Anyone else find odd things like this?

Comments

  • In the 1940s, writing pop songs based on classical melodies was a fad. Much of film music of the 1930s and later was shamelessly lifted. A couple more pop songs in the 60s from classical. The Rocky theme in the 70s.

  • The pop charts in the 1950s, 60s and 70s were also full of "borrowed" melodies.

    Barry Manilow's "Could It Be Magic" is Chopin's "Prelude in Cm".

    Eric Carmen's "All By Myself" is Rachmaninoff's "Piano Concerto No 2 in C minor, Op 18".
    And "Never Gonna Fall In Love Again" is the third movement (Adagio) from Rachmaninoff's "Symphony Number 2". Apparently Mr. Carmen believed Rachmaninoff had lived many centuries before, that is until the Rachmaninoff estate contacted him for breach of copyright.

    The Toys' "A Lover's Concerto" is J. S. Bach's "Minuet in Gm".

    The opening bars of Procol Harem's "Whiter Shade of Pale" is not a copy, but is based on J. S. Bach's "Air On The G String".

    Paul Simon's "American Tune" is not American, it's J. S. Bach's "Oh Sacred Head Now Wounded" from "St. Matthew Passion" which itself was based on "Mein G'müt ist mir verwirret” composed by Hans Leo Hassler.

    Bob Dylan's catalog is filled with Irish folk song melodies. (And of course many of his lyrics were directly lifted from poems. During the 2011 showing of his visual art at the Gagosian Gallery in NYC it was discovered that eighteen of his paintings were exact copies of other people's already published photographs.)

    The Carter family hardly wrote any songs themselves. A. P. Carter traveled around the countryside collecting folk songs and copyrighting them under his own name.

    Don't even get started on Jimmy Page.

  • edited February 2022

    “I’m Always Chasing Rainbows” 1917… Chopin’s Fantasie Impromptu op.66

    What’s the Andrew Lloyd Webber Puccini rip off again?

  • Definitely know a lot of the more recent ones, but hadn’t noticed it before recorded music was widely available so much. Attributions were often given, even if just noting that something was a traditional song or dance.

    Yes, the Lloyd-Weber one…I think that was about the only one that ever made it to court with him wasn’t it?

  • edited February 2022

    Deleted due to duplicate info

  • A more recent song that quoted Beethoven straight up, in keeping with the "moon light" theme

  • @abf said:
    The pop charts in the 1950s, 60s and 70s were also full of "borrowed" melodies.

    Barry Manilow's "Could It Be Magic" is Chopin's "Prelude in Cm".

    Eric Carmen's "All By Myself" is Rachmaninoff's "Piano Concerto No 2 in C minor, Op 18".
    And "Never Gonna Fall In Love Again" is the third movement (Adagio) from Rachmaninoff's "Symphony Number 2". Apparently Mr.
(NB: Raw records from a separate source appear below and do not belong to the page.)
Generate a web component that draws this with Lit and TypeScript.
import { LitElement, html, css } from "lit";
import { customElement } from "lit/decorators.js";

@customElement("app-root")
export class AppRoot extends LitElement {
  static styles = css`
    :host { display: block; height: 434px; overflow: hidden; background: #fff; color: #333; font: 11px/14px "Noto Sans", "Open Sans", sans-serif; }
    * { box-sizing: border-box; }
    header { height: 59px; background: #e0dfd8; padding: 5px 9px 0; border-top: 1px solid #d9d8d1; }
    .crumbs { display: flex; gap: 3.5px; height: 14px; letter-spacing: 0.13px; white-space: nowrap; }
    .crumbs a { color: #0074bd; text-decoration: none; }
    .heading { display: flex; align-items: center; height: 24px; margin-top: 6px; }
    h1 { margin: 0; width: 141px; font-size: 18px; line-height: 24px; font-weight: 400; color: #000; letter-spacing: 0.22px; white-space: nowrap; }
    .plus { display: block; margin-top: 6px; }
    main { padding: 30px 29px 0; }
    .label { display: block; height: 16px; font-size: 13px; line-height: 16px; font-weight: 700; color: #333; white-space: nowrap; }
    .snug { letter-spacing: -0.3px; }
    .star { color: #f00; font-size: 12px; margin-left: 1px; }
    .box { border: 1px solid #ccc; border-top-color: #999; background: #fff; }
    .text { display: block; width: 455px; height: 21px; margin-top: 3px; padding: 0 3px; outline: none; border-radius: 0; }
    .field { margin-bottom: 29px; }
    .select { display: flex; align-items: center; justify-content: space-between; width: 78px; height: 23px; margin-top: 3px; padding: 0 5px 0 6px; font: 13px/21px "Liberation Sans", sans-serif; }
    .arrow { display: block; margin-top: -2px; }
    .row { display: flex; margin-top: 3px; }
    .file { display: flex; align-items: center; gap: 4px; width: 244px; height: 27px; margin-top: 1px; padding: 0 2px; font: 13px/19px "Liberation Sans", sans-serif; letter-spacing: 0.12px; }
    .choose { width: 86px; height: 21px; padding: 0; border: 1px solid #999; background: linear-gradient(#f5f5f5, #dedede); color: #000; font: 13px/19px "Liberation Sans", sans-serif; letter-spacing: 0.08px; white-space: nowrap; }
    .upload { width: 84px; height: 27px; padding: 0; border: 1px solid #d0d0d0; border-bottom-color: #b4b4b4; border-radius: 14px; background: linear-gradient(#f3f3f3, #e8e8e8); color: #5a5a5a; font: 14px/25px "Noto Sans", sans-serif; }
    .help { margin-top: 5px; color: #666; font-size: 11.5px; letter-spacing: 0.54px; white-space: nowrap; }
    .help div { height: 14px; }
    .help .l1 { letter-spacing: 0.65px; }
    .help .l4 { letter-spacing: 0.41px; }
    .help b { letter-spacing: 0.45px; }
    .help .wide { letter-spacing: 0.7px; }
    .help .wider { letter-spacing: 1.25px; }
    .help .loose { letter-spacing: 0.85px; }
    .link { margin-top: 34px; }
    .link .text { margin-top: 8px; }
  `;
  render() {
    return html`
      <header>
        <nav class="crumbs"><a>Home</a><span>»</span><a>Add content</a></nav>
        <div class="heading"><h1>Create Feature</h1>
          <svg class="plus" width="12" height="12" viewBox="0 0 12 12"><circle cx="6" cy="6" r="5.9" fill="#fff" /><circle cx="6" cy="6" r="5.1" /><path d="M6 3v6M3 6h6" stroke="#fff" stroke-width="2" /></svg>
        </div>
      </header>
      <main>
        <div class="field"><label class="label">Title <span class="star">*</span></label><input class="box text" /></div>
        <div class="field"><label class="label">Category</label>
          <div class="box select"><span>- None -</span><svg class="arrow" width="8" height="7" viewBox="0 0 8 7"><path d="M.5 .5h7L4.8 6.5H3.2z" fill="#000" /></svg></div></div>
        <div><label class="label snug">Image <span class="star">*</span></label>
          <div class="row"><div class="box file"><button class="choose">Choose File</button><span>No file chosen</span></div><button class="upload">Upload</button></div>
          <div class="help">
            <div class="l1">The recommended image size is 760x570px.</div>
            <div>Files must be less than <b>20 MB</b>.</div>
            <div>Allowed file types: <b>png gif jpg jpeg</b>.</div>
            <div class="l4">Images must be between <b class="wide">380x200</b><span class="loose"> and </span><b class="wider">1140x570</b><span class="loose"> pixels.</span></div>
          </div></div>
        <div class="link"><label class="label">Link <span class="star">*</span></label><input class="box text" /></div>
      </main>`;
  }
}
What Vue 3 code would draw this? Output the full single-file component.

Carmen believed Rachmaninoff had lived many centuries before, that is until the Rachmaninoff estate contacted him for breach of copyright.

    The Toys' "A Lover's Concerto" is J. S. Bach's "Minuet in Gm".

    The opening bars of Procol Harem's "Whiter Shade of Pale" is not a copy, but is based on J. S. Bach's "Air On The G String".

    Paul Simon's "American Tune" is not American, it's J. S. Bach's "Oh Sacred Head Now Wounded" from "St. Matthew Passion" which itself was based on "Mein G'müt ist mir verwirret” composed by Hans Leo Hassler.

    Bob Dylan's catalog is filled with Irish folk song melodies. (And of course many of his lyrics were directly lifted from poems. During the 2011 showing of his visual art at the Gagosian Gallery in NYC it was discovered that eighteen of his paintings were exact copies of other people's already published photographs.)

    The Carter family hardly wrote any songs themselves. A. P. Carter traveled around the countryside collecting folk songs and copyrighting them under his own name.

    Don't even get started on Jimmy Page.

    Wow. Thank you, professor. 👏🏻

  • Steven Speilberg forced John Williams to quote "When You Wish Upon a Star" for the end sequence of "Close Encounters". William's does his best to keep the Director happy but not hitting Disney over the head with the reference: Disney uses this melody with it's Logo displays. Williams uses the trick of having every note played by a different instrument so you have to analyze the score to see the collection of notes as a melody.

    I think re-purposing and quoting prior art is a valid artistic choice. Intellectual Property entanglements do a lot of damage on the industry of music and streaming has made a lot of these issues less urgent because not one is getting rich except for the CEO's.

    This article discusses the controversy of Lloyd-Weber's tribute to Puccini's Tosca in his "Cats" melody "Memory": the only decent tune in the whole abortion, IMHO:

    https://newcriterion.com/issues/2018/10/the-phantom-of-the-obvious

  • edited February 2022

    @McD said:
    I think re-purposing and quoting prior art is a valid artistic choice. Intellectual Property entanglements do a lot of damage on the industry of music and streaming has made a lot of these issues less urgent because not one is getting rich except for the CEO's.

    I agree to a point, especially for the more fundamental elements of music. When someone sues because a piece uses the same 4 chord sequence or 4 note baseline it's bullshit, as those have been used over and over for decades, but I think it's valid sometimes if an artist makes millions by directly copying a complex composition by another artist.